Modena, arresti violenti del carabiniere, USMIA: “continua la caccia alle streghe, basta processi mediatici sommari”

carabiniere condannato

I comunicati stampa diffusi il 18 ed il 20 marzo scorso, con i successivi articoli pubblicati da diverse testate giornalistiche, che annunciano la decisione adottata dal Comando Generale dell’Arma dei Carabinieri dell’immediata rimozione dall’incarico dei diretti superiori dei militari coinvolti in casi di verosimile abuso di potere, come quello accaduto a Modena alcuni giorni fa, hanno contribuito ad alzare un incontenibile polverone mediatico che sta suscitando forte preoccupazione e disorientamento anche tra il personale.


Provvedimenti frettolosi, inopportuni e poco convincenti – dichiara Carmine Caforio, Segretario Generale USMIA Carabinieri – che, pur non volendo, suscitano agli occhi dell’opinione pubblica una presunta inerzia gerarchica, capace perfino di alimentare fantomatici sospetti nei confronti di un intero Reparto e di chi lo governa.

Un Comandante – indipendentemente dal grado e dal ruolo ricoperto – non è onnisciente, né ha il potere dell’ubiquità. Infatti, senza entrare nel merito delle decisioni adottate dall’Amministrazione, in tanti continuano a non trovare una ragionevole risposta alla domanda più semplice e ricorrente: “quali sarebbero le responsabilità, dirette o riflesse, del superiore di un militare che, nell’esercizio delle sue funzioni, agisce autonomamente lontano dai suoi occhi?”

Molte sono le critiche che echeggiano ad ogni livello della scala gerarchica. Colpire figure totalmente “estranee” all’evento in trattazione non è stata una scelta certamente conveniente. La versione che i trasferimenti siano stati adottati per preservare la serenità del personale e tutelare i superiori dei militari inquisiti – di fatto gravemente penalizzati, anche nell’immagine e senza avere alcuna possibilità di difesa –, appare un goffo tentativo che, come unico e infausto risultato, ha contribuito esclusivamente ad accendere i riflettori sui tanti Carabinieri ligi al dovere che operano nell’ambito della provincia di Modena, e non solo.

La responsabilità penale è personale

Partendo dal presupposto giuridico che la responsabilità penale è personale e tenuto, altresì, conto dell’imprescindibile principio della presunzione di innocenza, ribadito in diverse occasioni anche dalle più alte cariche dell’attuale Governo, le condotte che ipotizzano fatti reato devono essere rigorosamente vagliate – distintamente ed in maniera circoscritta – esclusivamente dall’Autorità Giudiziaria.

Dissociandoci da ogni forma di violenza non proporzionata al pericolo da reprimere e salvaguardando la dignità umana in tutte le sue sfaccettature, riteniamo imperativo che la ricerca della verità e della giustizia venga “riportata nelle aule del Tribunale”; solo così sarà possibile ricostruire la fiducia tra istituzioni e cittadini, preservando al contempo i valori fondanti della democrazia e dello stato di diritto.

Conclude Caforio: “Anziché continuare a dare la “caccia alle streghe” sarebbe più costruttivo riconsiderare la formazione del personale – corsi periodici e strutturati – compresa quella riguardante l’aspetto psicologico.
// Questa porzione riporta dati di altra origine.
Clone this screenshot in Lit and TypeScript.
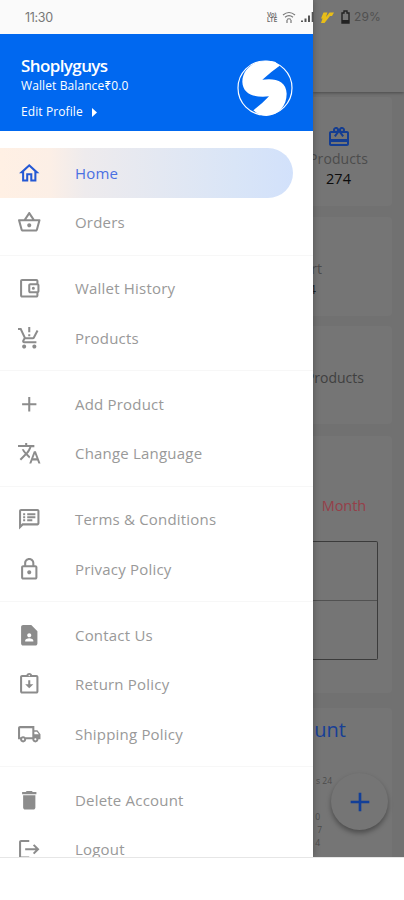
import { LitElement, html, css, svg } from "lit";
import { customElement, property } from "lit/decorators.js";

const ICONS: Record<string, string> = {
  home: "M12 5.69l5 4.5V18h-2v-6H9v6H7v-7.81l5-4.5M12 3L2 12h3v8h6v-6h2v6h6v-8h3L12 3z",
  basket: "M22 9h-4.79l-4.38-6.56c-.19-.28-.51-.42-.83-.42s-.64.14-.83.43L6.79 9H2c-.55 0-1 .45-1 1 0 .09.01.18.04.27l2.54 9.27c.23.84 1 1.46 1.92 1.46h13c.92 0 1.69-.62 1.93-1.46l2.54-9.27L23 10c0-.55-.45-1-1-1zM12 4.8L14.8 9H9.2L12 4.8zM18.5 19l-12.99.01L3.31 11H20.7l-2.2 8zM12 13c-1.1 0-2 .9-2 2s.9 2 2 2 2-.9 2-2-.9-2-2-2z",
  wallet: "M21 7.28V5c0-1.1-.9-2-2-2H5c-1.11 0-2 .9-2 2v14c0 1.1.89 2 2 2h14c1.1 0 2-.9 2-2v-2.28c.59-.35 1-.98 1-1.72V9c0-.74-.41-1.37-1-1.72zM20 9v6h-7V9h7zM5 19V5h14v2h-6c-1.1 0-2 .9-2 2v6c0 1.1.9 2 2 2h6v2H5zM16 10.5a1.5 1.5 0 1 0 0 3 1.5 1.5 0 0 0 0-3z",
  cart: "M13 10h-2V8h2v2zm0-4h-2V1h2v5zM7 18c-1.1 0-1.99.9-1.99 2S5.9 22 7 22s2-.9 2-2-.9-2-2-2zm10 0c-1.1 0-1.99.9-1.99 2s.89 2 1.99 2 2-.9 2-2-.9-2-2-2zm-8.9-5h7.45c.75 0 1.41-.41 1.75-1.03L21 4.96 19.25 4l-3.7 7H8.53L4.27 2H1v2h2l3.6 7.59-1.35 2.44C4.52 15.37 5.48 17 7 17h12v-2H7l1.1-2z",
  add: "M19 13h-6v6h-2v-6H5v-2h6V5h2v6h6v2z",
  translate: "M12.87 15.07l-2.54-2.51.03-.03c1.74-1.94 2.98-4.17 3.71-6.53H17V4h-7V2H8v2H1v1.99h11.17C11.5 7.92 10.44 9.75 9 11.35 8.07 10.32 7.3 9.19 6.69 8h-2c.73 1.63 1.73 3.17 2.98 4.56l-5.09 5.02L4 19l5-5 3.11 3.11.76-2.04zM18.5 10h-2L12 22h2l1.12-3h4.75L21 22h2l-4.5-12zm-2.62 7l1.62-4.33L19.12 17h-3.24z",
  notes: "M20 2H4c-1.1 0-1.99.9-1.99 2L2 22l4-4h14c1.1 0 2-.9 2-2V4c0-1.1-.9-2-2-2zm0 14H5.17L4 17.17V4h16v12zM6 12h2v2H6zm0-3h2v2H6zm0-3h2v2H6zm4 6h5v2h-5zm0-3h8v2h-8zm0-3h8v2h-8z",
  lock: "M18 8h-1V6c0-2.76-2.24-5-5-5S7 3.24 7 6v2H6c-1.1 0-2 .9-2 2v10c0 1.1.9 2 2 2h12c1.1 0 2-.9 2-2V10c0-1.1-.9-2-2-2zM9 6c0-1.66 1.34-3 3-3s3 1.34 3 3v2H9V6zm9 14H6V10h12v10zm-6-3c1.1 0 2-.9 2-2s-.9-2-2-2-2 .9-2 2 .9 2 2 2z",
  contact: "M14 2H6c-1.1 0-2 .9-2 2v16c0 1.1.89 2 1.99 2H18c1.1 0 2-.9 2-2V8l-6-6zm-2 8c1.1 0 2 .9 2 2s-.9 2-2 2-2-.9-2-2 .9-2 2-2zm4 8H8v-.57c0-.81.48-1.53 1.22-1.85a6.95 6.95 0 0 1 5.56 0c.74.32 1.22 1.04 1.22 1.85V18z",
  returned: "M16 12h-3V8h-2v4H8l4 4 4-4zM19 3h-4.18C14.4 1.84 13.3 1 12 1s-2.4.84-2.82 2H5c-1.1 0-2 .9-2 2v14c0 1.1.9 2 2 2h14c1.1 0 2-.9 2-2V5c0-1.1-.9-2-2-2zm-7-.25c.41 0 .75.34.75.75s-.34.75-.75.75-.75-.34-.75-.75.34-.75.75-.75zM19 19H5V5h14v14z",
  shipping: "M20 8h-3V4H3c-1.1 0-2 .9-2 2v11h2c0 1.66 1.34 3 3 3s3-1.34 3-3h6c0 1.66 1.34 3 3 3s3-1.34 3-3h2v-5l-3-4zm-.5 1.5l1.96 2.5H17V9.5h2.5zM6 18c-.55 0-1-.45-1-1s.45-1 1-1 1 .45 1 1-.45 1-1 1zm2.22-3c-.55-.61-1.33-1-2.22-1s-1.67.39-2.22 1H3V6h12v9H8.22zM18 18c-.55 0-1-.45-1-1s.45-1 1-1 1 .45 1 1-.45 1-1 1z",
  trash: "M6 19c0 1.1.9 2 2 2h8c1.1 0 2-.9 2-2V7H6v12zM19 4h-3.5l-1-1h-5l-1 1H5v2h14V4z",
  logout: "M17 7l-1.41 1.41L18.17 11H8v2h10.17l-2.58 2.58L17 17l5-5zM4 5h8V3H4c-1.1 0-2 .9-2 2v14c0 1.1.9 2 2 2h8v-2H4V5z",
  redeem: "M20 6h-2.18c.11-.31.18-.65.18-1 0-1.66-1.34-3-3-3-1.05 0-1.96.54-2.5 1.35l-.5.67-.5-.68C10.96 2.54 10.05 2 9 2 7.34 2 6 3.34 6 5c0 .35.07.69.18 1H4c-1.11 0-1.99.89-1.99 2L2 19c0 1.11.89 2 2 2h16c1.11 0 2-.89 2-2V8c0-1.11-.89-2-2-2zm-5-2c.55 0 1 .45 1 1s-.45 1-1 1-1-.45-1-1 .45-1 1-1zM9 4c.55 0 1 .45 1 1s-.45 1-1 1-1-.45-1-1 .45-1 1-1zm11 15H4v-2h16v2zm0-5H4V8h5.08L7 10.83 8.62 12 11 8.76l1-1.36 1 1.36L15.38 12 17 10.83 14.92 8H20v6z",
};

const MENU: [string, string][][] = [
  [["home", "Home"], ["basket", "Orders"]],
  [["wallet", "Wallet History"], ["cart", "Products"]],
  [["add", "Add Product"], ["translate", "Change Language"]],
  [["notes", "Terms & Conditions"], ["lock", "Privacy Policy"]],
  [["contact", "Contact Us"], ["returned", "Return Policy"], ["shipping", "Shipping Policy"]],
  [["trash", "Delete Account"], ["logout", "Logout"]],
];

@customElement("md-icon")
class MdIcon extends LitElement {
  @property() name = "";
  static styles = css`
    :host { display: block; width: 24px; height: 24px; flex: none; }
    svg { display: block; width: 100%; height: 100%; fill: currentColor; }
  `;
  render() {
    return html`<svg viewBox="0 0 24 24">${svg`<path fill-rule="evenodd" d=${ICONS[this.name]}></path>`}</svg>`;
  }
}

@customElement("status-bar")
class StatusBar extends LitElement {
  static styles = css`
    :host { display: flex; justify-content: space-between; align-items: center; height: 34px; padding: 0 24px 0 25px; box-sizing: border-box; font: 12.5px/16px Inter, sans-serif; color: #777; }
    .time { letter-spacing: -0.3px; padding-top: 1px; }
    .right { display: flex; align-items: center; }
    .volte { display: grid; font-size: 6px; line-height: 5.5px; font-weight: 600; width: 12px; color: #666; margin-right: 2px; }
    .wifi { width: 14px; height: 12px; margin-left: 1px; }
    .signal { width: 13px; height: 12px; margin-left: 5px; }
    .flash { width: 15px; height: 13px; margin-left: 6px; }
    .battery { width: 9px; height: 14px; margin: 0 4px 0 6px; }
    .pct { color: #505050; width: 26px; font-size: 12px; letter-spacing: 0.1px; white-space: nowrap; }
  `;
  render() {
    return html`
      <span class="time">11:30</span>
      <div class="right">
        <span class="volte"><span>Vo)</span><span>LTE</span></span>
        <svg class="wifi" viewBox="0 0 14 12" fill="none" stroke="#777" stroke-width="1.2">
          <path d="M1 4Q7-1 13 4M3 6.3Q7 3 11 6.3M5 8.5Q7 7 9 8.5"></path>
          <path d="M5 9v3M9 9v3"></path>
        </svg>
        <svg class="signal" viewBox="0 0 13 12" fill="#555">
          <path d="M0 9.5h2V11H0zM3.5 7.5h2V11h-2zM7 4.5h2V11H7zM10.7 1h2v10h-2z"></path>
        </svg>
        <svg class="flash" viewBox="0 0 15 13" fill="#e8bd18">
          <path d="M3.5 1.5H7.5L6 6 9.5 1.5H14L12 5H10L4.5 12H1L2.5 7.5H1z"></path>
        </svg>
        <svg class="battery" viewBox="0 0 9 14">
          <path d="M3 1h3v2h2v10H1V3h2z" fill="none" stroke="#222" stroke-width="1.4"></path>
          <path d="M1 10h7v3H1z" fill="#222"></path>
        </svg>
        <span class="pct">29%</span>
      </div>`;
  }
}

@customElement("side-drawer")
class SideDrawer extends LitElement {
  static styles = css`
    :host { display: flex; flex-direction: column; background: #fff; color: #999; }
    .strip { height: 34px; background: #fafafa; flex: none; }
    .head { height: 97px; flex: none; box-sizing: border-box; background: #0068f0; color: #fff; display: flex; justify-content: space-between; align-items: flex-start; padding: 20px 19px 0 21px; }
    .who { display: flex; flex-direction: column; white-space: nowrap; }
    .name { font-size: 17px; line-height: 23px; font-weight: 600; letter-spacing: -0.6px; }
    .bal { font-size: 12px; line-height: 16px; font-weight: 500; letter-spacing: 0.1px; margin-top: 1px; }
    .edit { display: flex; align-items: center; gap: 9px; font-size: 12px; line-height: 16px; font-weight: 500; letter-spacing: 0.1px; margin-top: 10px; }
    .tri { width: 5px; height: 9px; fill: #fff; }
    .logo { width: 58px; height: 58px; margin-top: 5px; }
    nav { padding-top: 17px; }
    .group + .group { border-top: 1px solid #f7f7f7; margin-top: 7.5px; padding-top: 8px; }
    .row { height: 49.5px; display: flex; align-items: center; gap: 33.5px; padding-left: 17px; margin-right: 20px; font-size: 15px; letter-spacing: 0.2px; white-space: nowrap; box-sizing: border-box; }
    .active { color: #4a70e2; background: linear-gradient(90deg, #fff0e4 0, #fcefe6 50px, #eeebed 85px, #d9e5f7 235px, #d2e1fb 100%); border-radius: 0 25px 25px 0; }
    .active md-icon { color: #2458d4; }
    md-icon { color: #8c8c8c; width: 24.5px; height: 24.5px; }
  `;
  render() {
    return html`
      <div class="strip"></div>
      <div class="head">
        <div class="who">
          <span class="name">Shoplyguys</span>
          <span class="bal">Wallet Balance₹0.0</span>
          <span class="edit">Edit Profile <svg class="tri" viewBox="0 0 5 9"><path d="M0 0l5 4.5L0 9z"></path></svg></span>
        </div>
        <svg class="logo" viewBox="49 56 174 174">
          <circle cx="136" cy="143" r="81" fill="none" stroke="#fff" stroke-width="3.5"></circle>
          <path fill="#fff" d="M112 66Q138 57 166 64L180 76Q154 94 128 118C166 112 200 122 201 160C201 196 178 224 140 227Q118 225 101 210Q128 190 148 168C106 173 69 162 68 124C68 96 88 74 112 66z"></path>
        </svg>
      </div>
      <nav>
        ${MENU.map((group) => html`<div class="group">
          ${group.map(([icon, label]) => html`<div class="row ${icon === "home" ? "active" : ""}">
            <md-icon name=${icon}></md-icon><span>${label}</span>
          </div>`)}
        </div>`)}
      </nav>`;
  }
}

@customElement("dimmed-page")
class DimmedPage extends LitElement {
  static styles = css`
    :host { display: flex; flex-direction: column; background: #717171; overflow: hidden; color: #4c4c4c; }
    .bar { height: 92px; flex: none; background: #757575; box-shadow: 0 1px 3px #4a4a4a; margin-bottom: 5px; }
    .card { flex: none; box-sizing: border-box; background: #757575; margin-right: 12px; border-radius: 0 4px 4px 0; white-space: nowrap; display: flex; flex-direction: column; align-items: flex-end; }
    .total { height: 109px; margin-bottom: 11px; padding: 28px 28px 0 0; align-items: center; font-size: 14px; line-height: 20px; }
    .total md-icon { color: #143d91; }
    .total .label { letter-spacing: 0.1px; }
    .total b { color: #0c0c0c; font-size: 14.5px; font-weight: 500; }
    .sort { height: 99px; margin-bottom: 10px; padding: 42px 70px 0 0; font-size: 14px; line-height: 20px; }
    .sort b { padding-right: 6px; font-weight: 500; color: #222; font-size: 13px; }
    .low { height: 98px; margin-bottom: 12px; padding: 42px 28px 0 0; font-size: 14px; line-height: 20px; color: #404040; }
    .chart { height: 257px; margin-bottom: 15px; padding: 60px 14px 0 0; align-items: stretch; }
    .month { text-align: right; color: #963f49; font-size: 14.5px; line-height: 20px; padding-right: 12px; margin-bottom: 24.5px; letter-spacing: -0.1px; }
    .grid { border: 1.5px solid #3b3b3b; border-left: 0; height: 119px; box-sizing: border-box; display: grid; grid-template-rows: 1fr 1fr; border-radius: 0 2px 2px 0; }
    .cell + .cell { border-top: 1px solid #515151; }
    .account { height: 160px; padding: 8px 46px 0 0; font-size: 8.5px; line-height: 13px; }
    .title { font-size: 20px; line-height: 28px; color: #173f96; margin-bottom: 30px; }
    .year { padding-right: 14px; margin-bottom: 23px; }
    .n { padding-right: 26px; }
    .n.wide { padding-right: 24px; }
  `;
  render() {
    return html`
      <div class="bar"></div>
      <div class="card total"><md-icon name="redeem"></md-icon><span class="label">Products</span><b>274</b></div>
      <div class="card sort"><span>rt</span><b>4</b></div>
      <div class="card low"><span>Products</span></div>
      <div class="card chart"><span class="month">Month</span><div class="grid"><div class="cell"></div><div class="cell"></div></div></div>
      <div class="card account">
        <span class="title">unt</span><span class="year">s 24</span>
        <span class="n">0</span><span class="n wide">7</span><span class="n">4</span>
      </div>`;
  }
}

@customElement("app-root")
class AppRoot extends LitElement {
  static styles = css`
    :host { display: block; height: 900px; background: #fff; font-family: "Open Sans", "Noto Sans", sans-serif; }
    .screen { position: relative; display: grid; grid-template-columns: 313px 1fr; height: 858px; overflow: hidden; box-sizing: border-box; border-bottom: 1px solid #e6e6e6; }
    side-drawer { overflow: hidden; z-index: 1; box-shadow: 0 0 7px rgba(0, 0, 0, 0.3); }
    status-bar { position: absolute; inset: 0 0 auto 0; z-index: 2; }
    .fab { position: absolute; right: 16px; bottom: 27px; width: 57px; height: 57px; border-radius: 50%; background: #757575; box-shadow: 0 3px 5px rgba(0, 0, 0, 0.35); display: grid; place-items: center; color: #123f98; }
    .fab md-icon { width: 32px; height: 32px; }
  `;
  render() {
    return html`<div class="screen">
      <side-drawer></side-drawer>
      <dimmed-page></dimmed-page>
      <div class="fab"><md-icon name="add"></md-icon></div>
      <status-bar></status-bar>
    </div>`;
  }
}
Un fattore preminente, generalmente trascurato nell’ambito operativo e preso in considerazione solo per curare stati d’ansia e/o forme di accentuata emotività, già conclamate.

Gli “allenamenti” psicologici, abbinati alle altre lezioni addestrative (difesa personale e tecniche di immobilizzazione), aiuterebbero le donne e gli uomini che operano nel campo della sicurezza a gestire lo stress, prendere decisioni rapide e soprattutto mantenere l’equilibrio e la concentrazione in situazioni di alta pressione mentale.

Arresti violenti del carabiniere: le Forze dell’Ordine chiamate a gestire situazioni sempre più complesse

Oggi le Forze dell’Ordine sono chiamate a confrontarsi con vere e proprie guerriglie urbane e a gestire situazioni sempre più complesse che accentuano in maniera esponenziale stress e frustrazione; condizioni che da un lato alimentano un costante timore di esser denunciati e dall’altro una forma di preoccupante impotenza rispetto alle condotte di criminali che, nella piena consapevolezza di rimanere impuniti, oltraggiano, aggrediscono e sfidano chi rappresenta lo Stato”.